McCarthy, likewise considered JFK a supporter. So much so that in 1952, as JFK took on Henry Cabot Lodge for the Senate, McCarthy privately supported JFK. McCarthy already had an intense dislike of Lodge, and had such a good rapport with the Kennedys that the decision was easy for him. Lodge would be the *only* Republican Senate candidate that McCarthy made no active campaign for, and William F. Buckley, Jr. was present when McCarthy received from a phone call from the RNC asking McCarthy to make an appearance for Lodge. But when McCarthy hung up, he told Buckley that his preference was for Kennedy. (18)
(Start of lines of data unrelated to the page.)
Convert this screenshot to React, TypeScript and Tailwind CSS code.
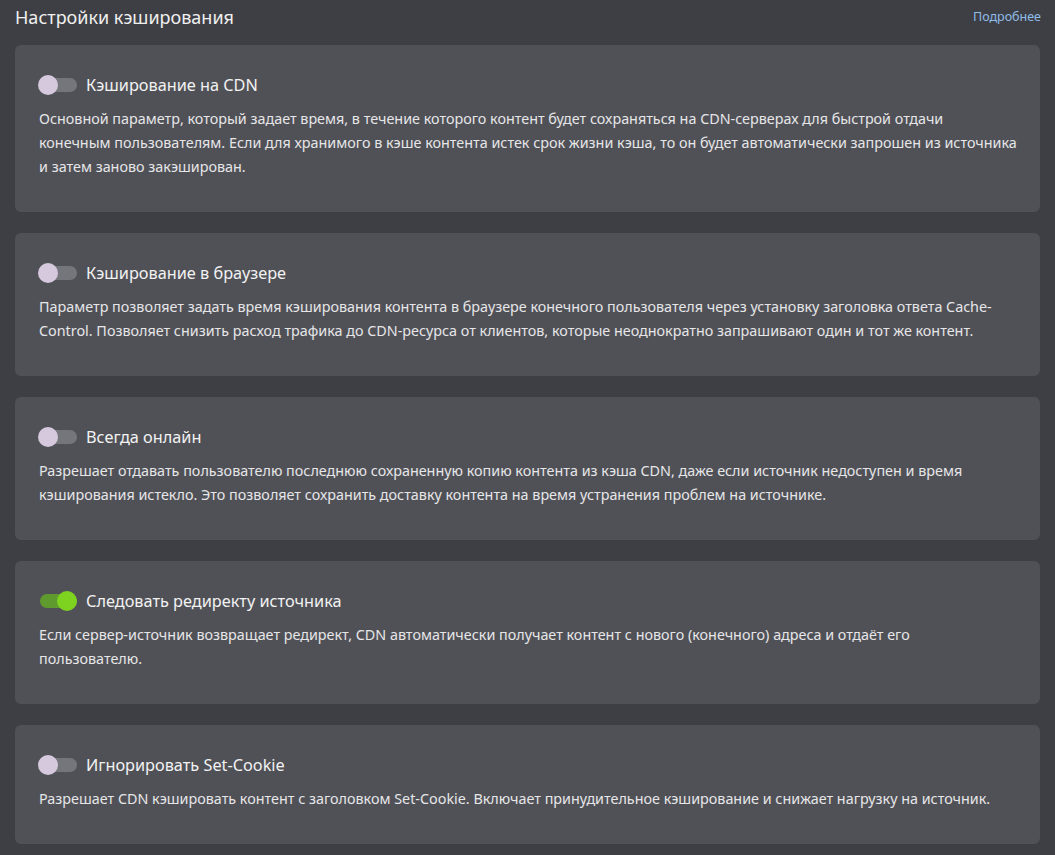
import React from "react"

type Option = {
  title: string
  lines: string[]
  enabled: boolean
}

const options: Option[] = [
  {
    title: "Кэширование на CDN",
    lines: [
      "Основной параметр, который задает время, в течение которого контент будет сохраняться на CDN-серверах для быстрой отдачи",
      "конечным пользователям. Если для хранимого в кэше контента истек срок жизни кэша, то он будет автоматически запрошен из источника",
      "и затем заново закэширован.",
    ],
    enabled: false,
  },
  {
    title: "Кэширование в браузере",
    lines: [
      "Параметр позволяет задать время кэширования контента в браузере конечного пользователя через установку заголовка ответа Cache-",
      "Control. Позволяет снизить расход трафика до CDN-ресурса от клиентов, которые неоднократно запрашивают один и тот же контент.",
    ],
    enabled: false,
  },
  {
    title: "Всегда онлайн",
    lines: [
      "Разрешает отдавать пользователю последнюю сохраненную копию контента из кэша CDN, даже если источник недоступен и время",
      "кэширования истекло. Это позволяет сохранить доставку контента на время устранения проблем на источнике.",
    ],
    enabled: false,
  },
  {
    title: "Следовать редиректу источника",
    lines: [
      "Если сервер-источник возвращает редирект, CDN автоматически получает контент с нового (конечного) адреса и отдаёт его",
      "пользователю.",
    ],
    enabled: true,
  },
  {
    title: "Игнорировать Set-Cookie",
    lines: [
      "Разрешает CDN кэшировать контент с заголовком Set-Cookie. Включает принудительное кэширование и снижает нагрузку на источник.",
    ],
    enabled: false,
  },
]

function Toggle({ on }: { on: boolean }) {
  return (
    <div className="relative w-[40px] h-[20px] flex items-center shrink-0">
      <div
        className={
          on
            ? "ml-[2px] w-[37px] h-[14px] rounded-full bg-[#5f9a2f]"
            : "ml-[2px] w-[37px] h-[14px] rounded-full bg-[#75767c]"
        }
      />
      <div
        className={
          on
            ? "absolute left-[19px] top-0 w-[20px] h-[20px] rounded-full bg-[#7ed321]"
            : "absolute left-0 top-0 w-[20px] h-[20px] rounded-full bg-[#d6c8dd]"
        }
      />
    </div>
  )
}

function OptionCard({ option }: { option: Option }) {
  return (
    <div className="bg-[#505157] rounded-[6px] pl-[24px] pr-[20px] pt-[30px] pb-[33px]">
      <div className="flex items-center gap-[8px] h-[20px] ml-[-1px]">
        <Toggle on={option.enabled} />
        <span className="text-[16.3px] text-[#f2f2f2] leading-none">{option.title}</span>
      </div>
      <div className="mt-[12px] text-[14.35px] leading-[24px] text-[#e6e6e8]">
        {option.lines.map((line, i) => (
          <div key={i} className="whitespace-nowrap">
            {line}
          </div>
        ))}
      </div>
    </div>
  )
}

export default function App() {
  return (
    <div
      className="min-h-screen bg-[#3e3f44] px-[15px] pb-[12px]"
      style={{ fontFamily: '"Noto Sans", "Open Sans", sans-serif' }}
    >
      <div className="flex items-center justify-between h-[33px] pt-[1px]">
        <h1 className="text-[18px] text-[#f0f0f0] font-normal">Настройки кэширования</h1>
        <a className="text-[12.5px] text-[#8fbde8] mr-[-1px]">Подробнее</a>
      </div>
      <div className="flex flex-col gap-[21px] mt-[12px]">
        {options.map(o => (
          <OptionCard key={o.title} option={o} />
        ))}
      </div>
    </div>
  )
}
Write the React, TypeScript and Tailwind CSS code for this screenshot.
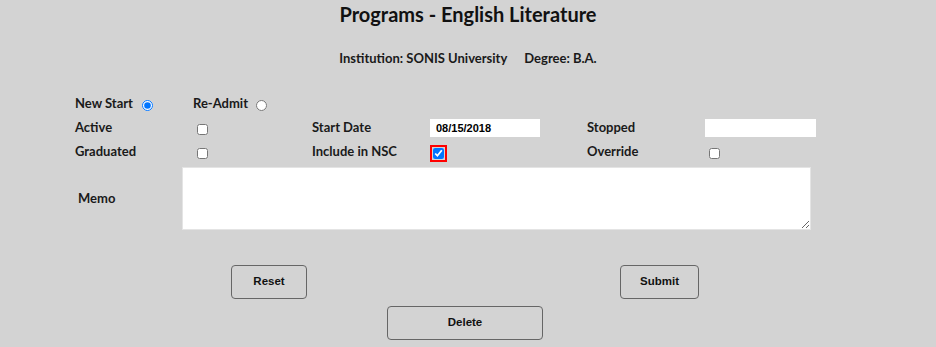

Two years later, when McCarthy's support collapsed and the Senate took up a resolution of censure, JFK was absent from the debate, recuperating from back surgery. He would be the only Democratic Senator not to publicly declare support for McCarthy's censure, even though he could easily have declared his feelings for the public record. As it was, he had instructed Ted Sorenson to draft a statement of support for censure on very narrow grounds, in which, as Schlesinger and Reeves note, made no mention whatsoever of civil liberties, and had more to do with McCarthy's employment of Roy Cohn. In the undelivered statement, JFK was quick to distance himself from the resolution's assertion that McCarthy's actions had harmed America's image abroad, and also stressed the long period of support he had given to McCarthy and his cause.
"This issue involves neither the motives nor the sincerity of the Junior Senator from Wisconsin. Many times I have voted with Senator McCarthy for the full appropriation of funds for his committee, for his amendment to reduce our assistance to nations trading with communists, and on other matters. I have not sought to end his investigations of communist subversion, nor is the pending measure related to either the desirability or continutation of those investigations." (19)
JFK could easily have delivered this statement from his hospital bed, but in the end, he couldn't bring himself to do it. Ted Sorenson admitted in 1971 that he felt that JFK deliberately ducked him on that matter. And JFK admitted it to another friend, Charles Spalding just prior to his release. Here is Spalding's recollection of what JFK said.
"You know, when I get downstairs I know exactly what's going to happen. Those reporters are going to lean over my stretcher. There's going to be about ninety-five faces bent over me with great concern, and everyone of those guys is going to say, 'Now Senator, what about McCarthy?' Do you know what I'm going to do? I'm going to reach back for my back and I'm just going to yell 'Oow' and then I'm going to pull the sheet over my head and hope we can get out of there." (20)
Not until 1956, would JFK issue a public statement supporting McCarthy's censure, and even then it was only because his political future dictated it. "Even my Dad is against McCarthy now," he remarked in private, "And if he is, then McCarthy has nobody left." (21)
JFK's after-the-fact conversion to anti-McCarthyism did not impress the party liberals. Eleanor Roosevelt, the beloved symbol of the liberals openly berated JFK in 1956 at the Democratic Convention for not having taken a stand against McCarthy, and repeated her mistrust of JFK in an interview for Look magazine in 1958. The lingering image of JFK and the McCarthy connections was another reason why JFK was challenged from the left in 1960. (22)
JFK may have regretted the McCarthy connection in later years, but the assertion of the JFK-As-Progressive advocates that he was never close to, nor sympathetic to McCarthy during the critical years prior to 1954 is totally contradicted by JFK's own words and deeds. As with the friendship with Nixon, the confirmation comes not from conservatives spreading rumors, but from JFK's own friends.
(14) Congressional Record, January 29, 1949.
(15) op. cit. Mallan, 10-11.
(16) Thomas Reeves, The Life and Times of Joe McCarthy (New York, 1982), 203.
(17) Arthur Schlesinger, Jr. Robert Kennedy and His Times (New York, 1978), 119.
(18) William F. Buckley Jr., column. September 30, 1962.
(19) Ted Sorenson Papers, JFK Library.
(20) Thomas Reeves, A Question of Character (New York, 1991), 123. Based on author's interview with Spalding.
(21) Reeves, A Question of Character, 124.